Misconception: Primary purpose and main idea are identical concepts. → Correction: While related, primary purpose focuses on the author's goal or intent (what they're trying to accomplish), while main idea focuses on the central content or thesis (what they're saying). A passage about climate change might have a main idea of "rising temperatures affect ecosystems" but a primary purpose of "arguing for policy changes."

Misconception: The correct answer must use vocabulary that appears in the passage. → Correction: Correct answers often paraphrase or abstract the passage's purpose using different terminology. The passage might never use the word "critique," but if the author is challenging a theory, "to critique" might be the correct answer.

Misconception: If an answer choice is mentioned in the passage, it could be the primary purpose. → Correction: Many wrong answers reference content from the passage but describe secondary purposes or supporting details rather than the overarching goal. The passage might mention historical background, but if that's only in the first paragraph, "to provide historical context" is too narrow.

Misconception: Longer answer choices are more likely to be correct because they're more detailed. → Correction: Answer length has no correlation with correctness.
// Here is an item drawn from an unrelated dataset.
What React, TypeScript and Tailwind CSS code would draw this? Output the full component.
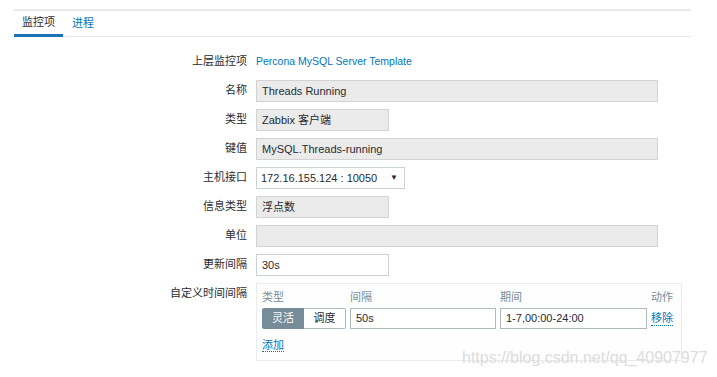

In fact, overly detailed answers often indicate they're too narrow in scope. The correct answer should be concise yet comprehensive.

Misconception: The primary purpose is always stated explicitly in the passage. → Correction: While authors sometimes state their purpose directly (especially in the introduction or conclusion), often the purpose must be inferred from the passage's overall structure, tone, and content. The author might never write "My purpose is to challenge this theory," but the critical tone and counterarguments make this purpose clear.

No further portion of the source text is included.